A block of data:
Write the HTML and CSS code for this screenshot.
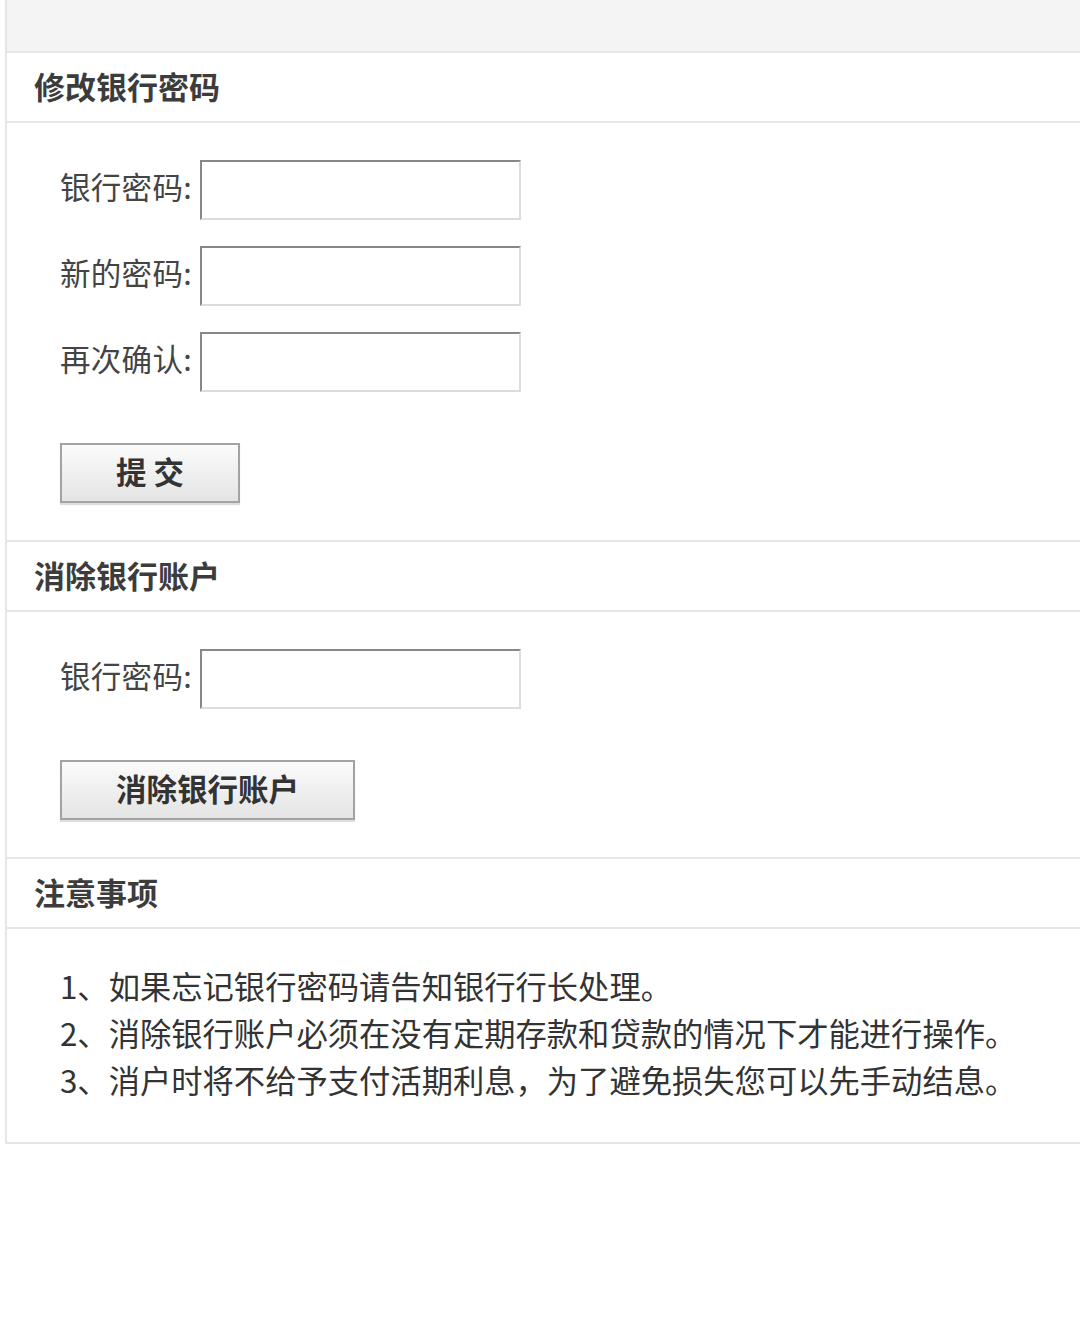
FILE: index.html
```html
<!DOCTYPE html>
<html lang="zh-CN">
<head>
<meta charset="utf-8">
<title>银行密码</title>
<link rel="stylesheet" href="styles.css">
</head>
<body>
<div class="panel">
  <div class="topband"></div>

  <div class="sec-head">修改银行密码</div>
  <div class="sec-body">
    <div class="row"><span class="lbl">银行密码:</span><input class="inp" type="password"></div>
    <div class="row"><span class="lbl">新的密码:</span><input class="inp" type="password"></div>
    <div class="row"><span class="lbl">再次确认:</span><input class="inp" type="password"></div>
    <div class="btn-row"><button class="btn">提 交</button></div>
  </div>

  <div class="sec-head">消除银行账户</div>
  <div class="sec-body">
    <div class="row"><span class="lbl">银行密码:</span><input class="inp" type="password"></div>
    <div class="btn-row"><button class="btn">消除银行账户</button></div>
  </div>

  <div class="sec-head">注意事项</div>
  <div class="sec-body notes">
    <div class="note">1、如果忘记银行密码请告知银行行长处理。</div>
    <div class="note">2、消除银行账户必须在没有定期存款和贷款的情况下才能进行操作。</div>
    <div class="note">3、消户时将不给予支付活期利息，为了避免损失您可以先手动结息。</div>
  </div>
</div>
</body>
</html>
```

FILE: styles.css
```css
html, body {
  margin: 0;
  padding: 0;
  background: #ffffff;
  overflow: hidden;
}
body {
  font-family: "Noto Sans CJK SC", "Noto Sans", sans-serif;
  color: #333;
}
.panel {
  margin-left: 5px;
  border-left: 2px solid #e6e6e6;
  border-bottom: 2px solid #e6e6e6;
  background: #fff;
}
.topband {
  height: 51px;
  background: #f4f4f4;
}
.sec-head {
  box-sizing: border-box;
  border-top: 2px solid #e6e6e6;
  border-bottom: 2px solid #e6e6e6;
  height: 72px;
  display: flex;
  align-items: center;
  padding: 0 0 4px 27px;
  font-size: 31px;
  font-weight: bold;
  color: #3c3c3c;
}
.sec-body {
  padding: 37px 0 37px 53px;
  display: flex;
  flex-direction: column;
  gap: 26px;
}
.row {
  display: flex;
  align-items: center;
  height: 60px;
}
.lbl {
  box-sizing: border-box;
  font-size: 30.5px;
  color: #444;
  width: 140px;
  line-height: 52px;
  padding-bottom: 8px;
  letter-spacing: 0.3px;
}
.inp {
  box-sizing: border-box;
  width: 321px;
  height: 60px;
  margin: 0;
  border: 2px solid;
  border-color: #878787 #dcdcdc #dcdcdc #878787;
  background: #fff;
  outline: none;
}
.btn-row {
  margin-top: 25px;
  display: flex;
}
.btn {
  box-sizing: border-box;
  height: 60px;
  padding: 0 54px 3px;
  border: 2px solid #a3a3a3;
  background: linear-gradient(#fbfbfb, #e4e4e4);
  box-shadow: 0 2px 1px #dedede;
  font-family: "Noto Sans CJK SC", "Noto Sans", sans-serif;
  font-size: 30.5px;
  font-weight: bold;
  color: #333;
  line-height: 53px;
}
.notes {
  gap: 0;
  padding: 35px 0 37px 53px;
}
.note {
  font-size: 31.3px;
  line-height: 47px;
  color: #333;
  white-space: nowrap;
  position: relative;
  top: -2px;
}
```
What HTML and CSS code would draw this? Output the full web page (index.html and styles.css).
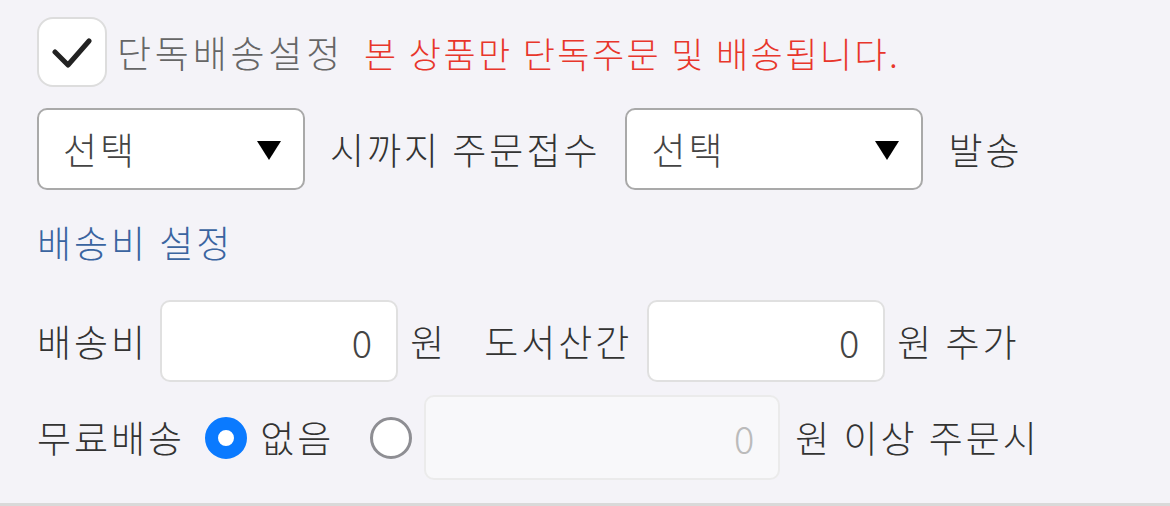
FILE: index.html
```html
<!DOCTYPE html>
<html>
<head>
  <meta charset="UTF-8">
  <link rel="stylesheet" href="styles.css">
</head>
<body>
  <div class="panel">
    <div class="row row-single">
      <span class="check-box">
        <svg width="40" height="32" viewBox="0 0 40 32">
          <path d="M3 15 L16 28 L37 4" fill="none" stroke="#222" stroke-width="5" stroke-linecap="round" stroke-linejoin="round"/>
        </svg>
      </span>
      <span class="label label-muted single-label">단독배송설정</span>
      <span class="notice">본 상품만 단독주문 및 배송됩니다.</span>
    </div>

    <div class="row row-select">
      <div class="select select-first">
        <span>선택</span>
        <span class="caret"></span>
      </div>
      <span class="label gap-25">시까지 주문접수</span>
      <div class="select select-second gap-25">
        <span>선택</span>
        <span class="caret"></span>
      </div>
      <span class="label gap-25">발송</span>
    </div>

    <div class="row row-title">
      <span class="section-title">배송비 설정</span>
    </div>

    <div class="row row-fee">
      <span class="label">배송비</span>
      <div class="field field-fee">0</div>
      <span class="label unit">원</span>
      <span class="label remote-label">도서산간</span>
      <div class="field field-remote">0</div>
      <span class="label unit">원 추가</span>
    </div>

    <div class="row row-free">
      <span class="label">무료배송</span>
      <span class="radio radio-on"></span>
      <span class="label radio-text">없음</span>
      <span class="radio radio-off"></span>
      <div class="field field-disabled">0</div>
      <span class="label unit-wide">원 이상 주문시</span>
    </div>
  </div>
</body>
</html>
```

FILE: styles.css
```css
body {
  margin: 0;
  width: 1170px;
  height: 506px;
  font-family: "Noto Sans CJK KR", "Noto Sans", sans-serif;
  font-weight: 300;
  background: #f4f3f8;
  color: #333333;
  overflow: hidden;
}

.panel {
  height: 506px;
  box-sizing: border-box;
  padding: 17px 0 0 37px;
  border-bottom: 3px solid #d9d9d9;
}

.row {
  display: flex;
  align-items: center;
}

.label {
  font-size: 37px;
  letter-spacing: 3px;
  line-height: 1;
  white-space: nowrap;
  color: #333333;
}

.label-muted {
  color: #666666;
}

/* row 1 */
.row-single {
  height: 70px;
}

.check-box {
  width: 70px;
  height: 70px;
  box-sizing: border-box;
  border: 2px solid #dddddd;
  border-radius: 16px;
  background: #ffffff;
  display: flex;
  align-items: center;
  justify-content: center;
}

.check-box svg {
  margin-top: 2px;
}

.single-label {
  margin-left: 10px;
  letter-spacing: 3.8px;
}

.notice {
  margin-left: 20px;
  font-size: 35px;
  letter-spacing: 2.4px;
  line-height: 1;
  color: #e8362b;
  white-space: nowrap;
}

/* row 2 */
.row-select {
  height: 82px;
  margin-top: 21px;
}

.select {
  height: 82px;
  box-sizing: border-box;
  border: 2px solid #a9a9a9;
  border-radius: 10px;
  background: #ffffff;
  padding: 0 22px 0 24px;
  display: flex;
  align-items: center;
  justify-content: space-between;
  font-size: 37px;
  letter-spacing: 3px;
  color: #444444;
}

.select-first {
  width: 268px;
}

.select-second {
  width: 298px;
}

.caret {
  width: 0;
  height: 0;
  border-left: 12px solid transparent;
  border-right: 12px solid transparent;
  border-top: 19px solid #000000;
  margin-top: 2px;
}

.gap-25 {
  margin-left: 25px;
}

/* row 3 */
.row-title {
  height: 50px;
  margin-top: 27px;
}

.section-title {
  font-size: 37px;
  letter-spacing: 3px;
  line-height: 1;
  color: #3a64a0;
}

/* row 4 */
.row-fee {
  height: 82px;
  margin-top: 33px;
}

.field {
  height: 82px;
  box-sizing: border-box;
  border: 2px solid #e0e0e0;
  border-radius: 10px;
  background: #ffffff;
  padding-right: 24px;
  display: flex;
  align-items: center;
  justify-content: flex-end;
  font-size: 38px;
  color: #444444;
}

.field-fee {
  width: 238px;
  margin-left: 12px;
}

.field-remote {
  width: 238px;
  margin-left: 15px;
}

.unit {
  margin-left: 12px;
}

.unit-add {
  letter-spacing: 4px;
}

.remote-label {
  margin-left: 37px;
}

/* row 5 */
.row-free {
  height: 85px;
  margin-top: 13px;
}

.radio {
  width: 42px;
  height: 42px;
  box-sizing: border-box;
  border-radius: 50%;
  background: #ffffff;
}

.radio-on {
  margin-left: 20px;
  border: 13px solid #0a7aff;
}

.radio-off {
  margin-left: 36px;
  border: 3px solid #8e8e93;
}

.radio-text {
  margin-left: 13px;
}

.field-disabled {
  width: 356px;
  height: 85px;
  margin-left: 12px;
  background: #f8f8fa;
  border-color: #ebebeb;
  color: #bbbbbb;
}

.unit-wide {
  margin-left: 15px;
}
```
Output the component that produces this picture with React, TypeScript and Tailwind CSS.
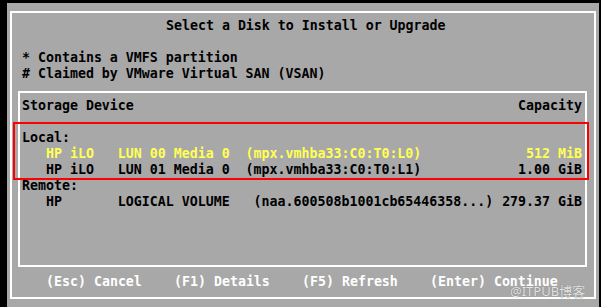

**SHORT TASK**
Return the lines of the records that include the string "Output".

**ANSWER FOR THIS EXERCISE**
What HTML and CSS code would draw this? Output the full web page (index.html and styles.css).
Output the component that produces this picture with React, TypeScript and Tailwind CSS.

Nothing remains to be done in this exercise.